Commentary

Quarterly U.S. CRE CLO Report: Murky Outlook Drives New Issue Volume Lower for Fourth Consecutive Quarter; Down More Than 90% From a Year Ago

CMBS

Summary

• Q1 2023 commercial real estate collateralized loan obligation (CRE CLO) issuance fell again from the prior quarter and ended with only two transactions, totaling $1.1 billion, coming from Ready Cap and Asia Capital. The Q1 2023 issuance volume represents a decline of 92.7% from Q1 2022, which saw a record high issuance of more than $15.2 billion.
• DBRS Morningstar expects Q2 2023 to be another quarter with depressed issuance and only a handful of deals. The negative outlook is primarily related to how the capital markets are digesting and adjusting to the quick ascent of interest rates, while also considering the possibility for future rate increases. Adding insult to injury, episodic events like the failures of Silicon Valley Bank and Signature Bank, further credit tightening by banks, and rising office loan delinquencies foreshadow further turbulence in the coming quarters.
• The two CRE CLO transactions issued in Q1 2023 were static and comprised predominately multifamily loans, which represented 96.8% of the issuance—a much higher proportion than the 79.4% in the Q4 2022 issuance.
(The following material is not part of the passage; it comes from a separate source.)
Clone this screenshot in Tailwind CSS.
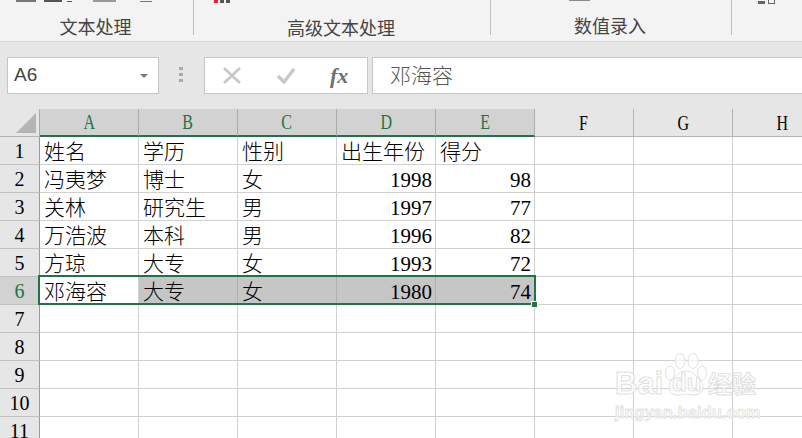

The small amount of nonmultifamily loans included mixed-use and industrial loans.
• The delinquency rate increased to 2.86% from 2.60% at Q4 2022.
• The special servicing rate increased to 0.94% as of Q1 2023, up 35 basis points (bps) from December 2022 and up 55 bps from March 2022.
• As of the Q1 2023 reporting, the overall loan modification rate for CRE CLOs rose to 6.64%, an increase of 111 bps from 5.53% in December. This is the second consecutive quarter in which the loan modification rate increased by more than 100 bps.
• A rising trend in seasoned CRE CLO transactions that were originated with a variety of property types is the higher payoff rate for multifamily loans and the outsized concentration of office loans remaining in the trust. Despite this dilution of pool quality in seasoned deals, cash flows have continued to be strong enough to keep deals performing, and numerous structural features in CLOs continued to protect investors.